Society, governments, and religions often, inadvertently or overtly, put separations between us defining our differences thereby reducing relationships to a status of “us” and “them” in denial of the paradigm which the great wisdom leaders throughout history from Martin Luther King, Jr. to Gandhi, to Muhammad, to Jesus of Nazareth to Lao Tzu to Gautama Buddha tried to teach during their lifetimes.

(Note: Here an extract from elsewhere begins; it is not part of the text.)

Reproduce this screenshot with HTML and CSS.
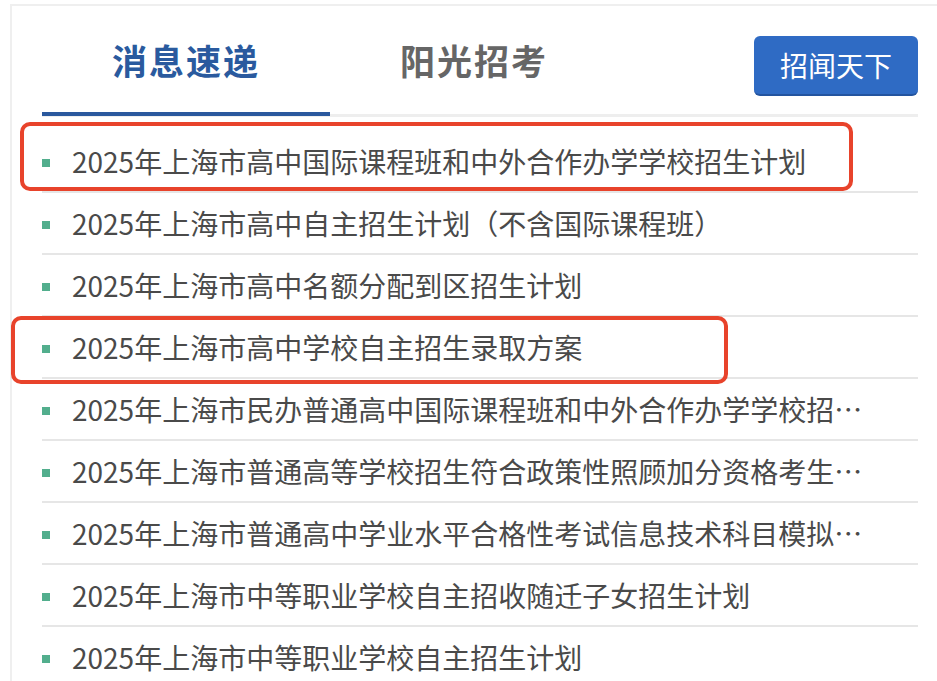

Even when placing our lives in service to others, we are not recognizing God’s dream for his/her Creation – being one with the other and not separate.  Kinship is what Jesus practiced.  He was one not standing outside the circle, but in the midst of those “… whose dignity had been denied…with the poor and the powerless and the voiceless….the easily despised and the readily left out…the demonized…the disposable.”  cac.org

We, who are eternally hopeful that the time for non-violence, for peace, for kinship has arrived, read the words of one of the revered prophets of the Judaic tradition, HABAKKUK, who said, “For the revelation awaits an appointed time, it speaks of the end and will not prove false.” 

“In that day the wolf and the lamb will live together, the leopard will lie down with the baby goat.  The calf and the yearling will be safe with the lion, and a little child will lead them.”  ISAIAH 11:6

It paints a beautiful picture of what life on earth could be – was intended to be.  Do you see it?  Are you willing to live it?  It’s our choice.